What you are asked to do: Without the pictures, return exactly the lines from the one with "Convert this screenshot" through the one with "const fmt = (n: number)". Both end lines belong in the copy.

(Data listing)
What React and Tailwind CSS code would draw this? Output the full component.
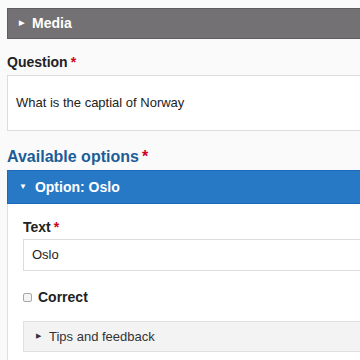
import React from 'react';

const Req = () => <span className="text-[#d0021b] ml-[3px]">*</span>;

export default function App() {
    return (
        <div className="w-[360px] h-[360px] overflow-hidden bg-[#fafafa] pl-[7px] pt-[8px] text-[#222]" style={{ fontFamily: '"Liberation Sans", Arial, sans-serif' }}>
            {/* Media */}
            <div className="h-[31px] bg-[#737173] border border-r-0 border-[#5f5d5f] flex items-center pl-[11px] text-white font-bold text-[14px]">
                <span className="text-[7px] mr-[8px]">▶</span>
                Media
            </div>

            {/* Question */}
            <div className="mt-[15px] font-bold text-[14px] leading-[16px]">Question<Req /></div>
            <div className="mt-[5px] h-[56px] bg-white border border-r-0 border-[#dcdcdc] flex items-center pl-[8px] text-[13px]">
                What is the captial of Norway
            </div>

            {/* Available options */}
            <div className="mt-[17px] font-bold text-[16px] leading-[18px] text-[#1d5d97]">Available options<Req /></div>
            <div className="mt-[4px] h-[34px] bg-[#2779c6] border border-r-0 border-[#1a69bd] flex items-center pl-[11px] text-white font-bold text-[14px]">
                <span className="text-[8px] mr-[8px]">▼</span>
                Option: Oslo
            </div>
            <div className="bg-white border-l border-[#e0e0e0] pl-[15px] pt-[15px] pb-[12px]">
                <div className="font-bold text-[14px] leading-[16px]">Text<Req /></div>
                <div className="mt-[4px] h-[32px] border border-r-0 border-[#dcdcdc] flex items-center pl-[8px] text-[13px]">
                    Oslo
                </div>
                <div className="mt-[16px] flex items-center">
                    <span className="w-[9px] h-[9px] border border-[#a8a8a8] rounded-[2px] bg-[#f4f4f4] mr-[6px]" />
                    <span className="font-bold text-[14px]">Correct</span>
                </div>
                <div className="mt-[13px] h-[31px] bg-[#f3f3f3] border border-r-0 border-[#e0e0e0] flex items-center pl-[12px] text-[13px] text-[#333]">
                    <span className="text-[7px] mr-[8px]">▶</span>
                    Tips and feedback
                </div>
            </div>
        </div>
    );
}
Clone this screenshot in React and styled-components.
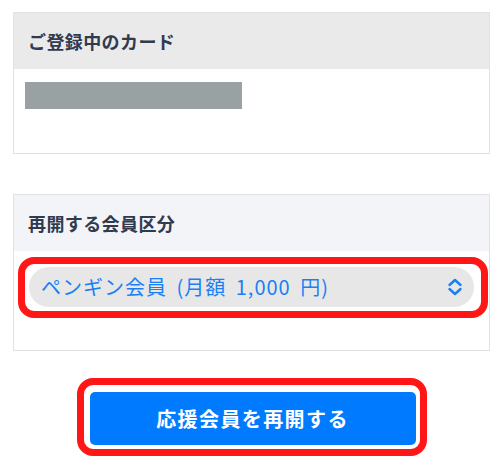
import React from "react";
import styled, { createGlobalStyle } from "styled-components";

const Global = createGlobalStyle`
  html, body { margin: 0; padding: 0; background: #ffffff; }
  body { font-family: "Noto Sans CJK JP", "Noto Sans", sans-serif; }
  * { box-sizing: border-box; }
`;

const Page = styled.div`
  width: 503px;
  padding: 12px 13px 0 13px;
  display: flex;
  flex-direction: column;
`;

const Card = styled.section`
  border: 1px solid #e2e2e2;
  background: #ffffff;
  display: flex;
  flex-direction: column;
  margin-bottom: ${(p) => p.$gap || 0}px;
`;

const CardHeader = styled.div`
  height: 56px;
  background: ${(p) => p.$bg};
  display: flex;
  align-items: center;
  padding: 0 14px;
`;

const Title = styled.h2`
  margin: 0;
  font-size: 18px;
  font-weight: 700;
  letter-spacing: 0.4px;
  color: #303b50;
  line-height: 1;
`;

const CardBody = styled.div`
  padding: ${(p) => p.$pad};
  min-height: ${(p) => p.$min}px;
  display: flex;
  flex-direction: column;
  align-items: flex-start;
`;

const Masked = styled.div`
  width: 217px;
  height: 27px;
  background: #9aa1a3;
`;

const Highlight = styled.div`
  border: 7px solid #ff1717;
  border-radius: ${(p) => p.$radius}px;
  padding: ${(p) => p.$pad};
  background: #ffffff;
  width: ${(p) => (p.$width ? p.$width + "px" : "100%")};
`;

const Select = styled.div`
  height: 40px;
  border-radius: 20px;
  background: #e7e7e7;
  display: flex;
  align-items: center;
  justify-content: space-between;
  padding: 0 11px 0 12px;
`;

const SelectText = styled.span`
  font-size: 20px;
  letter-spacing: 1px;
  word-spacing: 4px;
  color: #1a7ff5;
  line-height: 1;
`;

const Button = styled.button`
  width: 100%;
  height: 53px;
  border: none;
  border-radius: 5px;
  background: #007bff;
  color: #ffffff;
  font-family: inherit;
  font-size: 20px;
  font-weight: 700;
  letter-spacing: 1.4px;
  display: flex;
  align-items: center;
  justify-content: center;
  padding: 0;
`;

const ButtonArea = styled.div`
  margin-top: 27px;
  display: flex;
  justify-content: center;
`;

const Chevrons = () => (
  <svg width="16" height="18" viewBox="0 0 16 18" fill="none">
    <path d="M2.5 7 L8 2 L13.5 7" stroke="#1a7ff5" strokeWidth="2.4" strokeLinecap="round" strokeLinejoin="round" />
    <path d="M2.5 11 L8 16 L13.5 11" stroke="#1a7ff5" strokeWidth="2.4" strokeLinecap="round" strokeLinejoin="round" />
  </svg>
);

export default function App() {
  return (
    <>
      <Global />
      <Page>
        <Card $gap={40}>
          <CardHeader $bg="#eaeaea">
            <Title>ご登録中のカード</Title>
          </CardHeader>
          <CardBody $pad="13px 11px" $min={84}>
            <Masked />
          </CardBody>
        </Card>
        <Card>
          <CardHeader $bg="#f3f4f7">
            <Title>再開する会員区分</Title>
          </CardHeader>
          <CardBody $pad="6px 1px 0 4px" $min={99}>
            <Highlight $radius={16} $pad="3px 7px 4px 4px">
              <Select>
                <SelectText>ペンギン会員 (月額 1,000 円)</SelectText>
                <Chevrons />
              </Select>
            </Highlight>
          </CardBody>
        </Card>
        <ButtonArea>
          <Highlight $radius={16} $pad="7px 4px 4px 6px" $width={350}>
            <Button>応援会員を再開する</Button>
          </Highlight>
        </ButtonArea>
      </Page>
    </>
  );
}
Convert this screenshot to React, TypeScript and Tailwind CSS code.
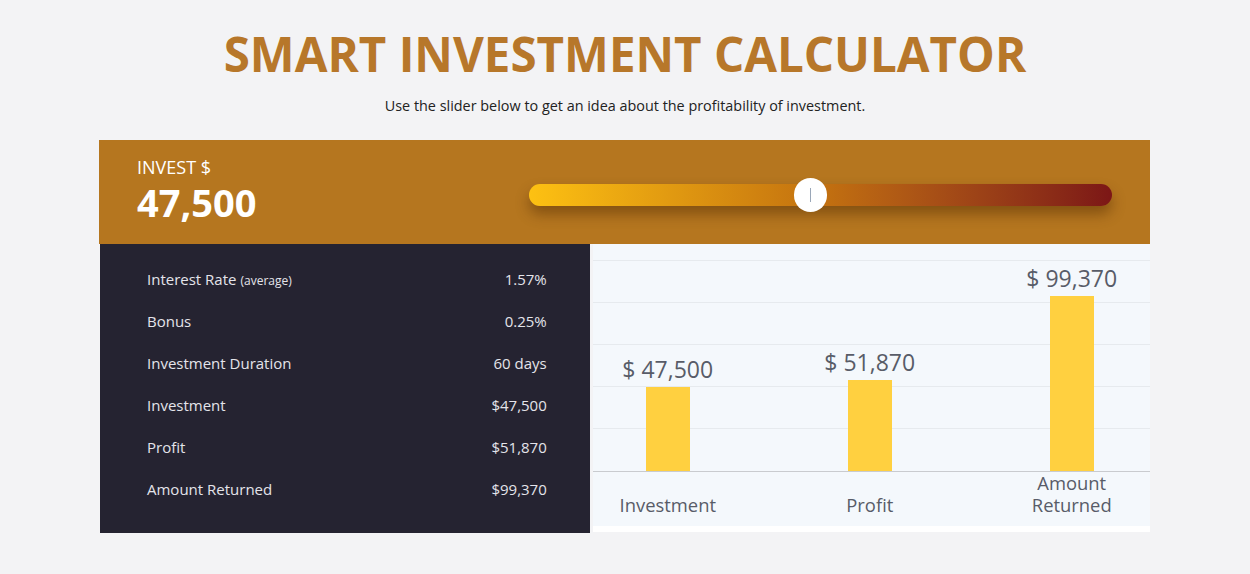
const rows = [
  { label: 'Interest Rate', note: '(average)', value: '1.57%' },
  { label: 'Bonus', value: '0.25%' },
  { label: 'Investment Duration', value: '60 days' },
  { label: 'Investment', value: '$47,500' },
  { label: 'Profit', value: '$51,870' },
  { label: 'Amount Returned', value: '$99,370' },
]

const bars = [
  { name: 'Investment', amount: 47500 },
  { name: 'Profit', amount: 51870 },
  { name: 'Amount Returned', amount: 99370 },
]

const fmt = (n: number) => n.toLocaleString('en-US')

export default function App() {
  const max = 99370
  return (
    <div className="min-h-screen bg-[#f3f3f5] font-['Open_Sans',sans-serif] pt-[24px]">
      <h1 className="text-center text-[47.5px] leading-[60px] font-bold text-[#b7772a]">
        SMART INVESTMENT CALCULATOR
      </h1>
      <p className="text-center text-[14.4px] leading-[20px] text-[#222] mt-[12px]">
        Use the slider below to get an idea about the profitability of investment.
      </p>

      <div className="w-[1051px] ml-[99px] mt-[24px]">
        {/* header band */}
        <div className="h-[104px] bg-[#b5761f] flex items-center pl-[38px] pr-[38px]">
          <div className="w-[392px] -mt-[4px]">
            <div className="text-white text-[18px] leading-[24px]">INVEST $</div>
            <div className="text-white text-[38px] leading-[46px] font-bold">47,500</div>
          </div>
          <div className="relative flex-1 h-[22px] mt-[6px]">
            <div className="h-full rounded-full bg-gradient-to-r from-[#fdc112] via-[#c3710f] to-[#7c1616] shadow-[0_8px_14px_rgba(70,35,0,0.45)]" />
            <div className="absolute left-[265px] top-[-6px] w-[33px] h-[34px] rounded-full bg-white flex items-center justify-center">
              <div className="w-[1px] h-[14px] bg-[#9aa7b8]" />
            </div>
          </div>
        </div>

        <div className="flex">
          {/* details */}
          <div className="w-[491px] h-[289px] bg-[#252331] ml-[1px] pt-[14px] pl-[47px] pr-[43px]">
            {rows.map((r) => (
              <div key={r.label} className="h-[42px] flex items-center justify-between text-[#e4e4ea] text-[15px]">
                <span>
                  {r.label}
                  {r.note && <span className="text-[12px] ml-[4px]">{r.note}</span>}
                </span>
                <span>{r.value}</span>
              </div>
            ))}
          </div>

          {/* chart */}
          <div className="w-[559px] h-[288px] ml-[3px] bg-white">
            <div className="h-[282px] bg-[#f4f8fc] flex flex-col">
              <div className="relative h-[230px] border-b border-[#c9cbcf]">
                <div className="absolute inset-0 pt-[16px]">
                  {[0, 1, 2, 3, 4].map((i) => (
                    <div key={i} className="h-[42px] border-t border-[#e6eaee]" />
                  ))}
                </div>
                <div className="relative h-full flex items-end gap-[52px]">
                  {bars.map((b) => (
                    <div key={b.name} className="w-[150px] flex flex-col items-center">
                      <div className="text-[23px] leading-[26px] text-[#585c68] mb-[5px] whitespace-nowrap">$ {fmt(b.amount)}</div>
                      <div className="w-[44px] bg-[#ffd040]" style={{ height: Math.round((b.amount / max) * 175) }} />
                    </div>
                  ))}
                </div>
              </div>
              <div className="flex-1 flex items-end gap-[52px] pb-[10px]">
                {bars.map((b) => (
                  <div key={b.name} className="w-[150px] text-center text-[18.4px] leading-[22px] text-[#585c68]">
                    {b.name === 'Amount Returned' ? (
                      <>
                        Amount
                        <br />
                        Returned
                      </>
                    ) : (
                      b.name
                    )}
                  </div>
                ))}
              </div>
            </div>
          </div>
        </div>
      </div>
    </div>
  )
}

Completed task:
Convert this screenshot to React, TypeScript and Tailwind CSS code.
const rows = [
  { label: 'Interest Rate', note: '(average)', value: '1.57%' },
  { label: 'Bonus', value: '0.25%' },
  { label: 'Investment Duration', value: '60 days' },
  { label: 'Investment', value: '$47,500' },
  { label: 'Profit', value: '$51,870' },
  { label: 'Amount Returned', value: '$99,370' },
]

const bars = [
  { name: 'Investment', amount: 47500 },
  { name: 'Profit', amount: 51870 },
  { name: 'Amount Returned', amount: 99370 },
]

const fmt = (n: number) => n.toLocaleString('en-US')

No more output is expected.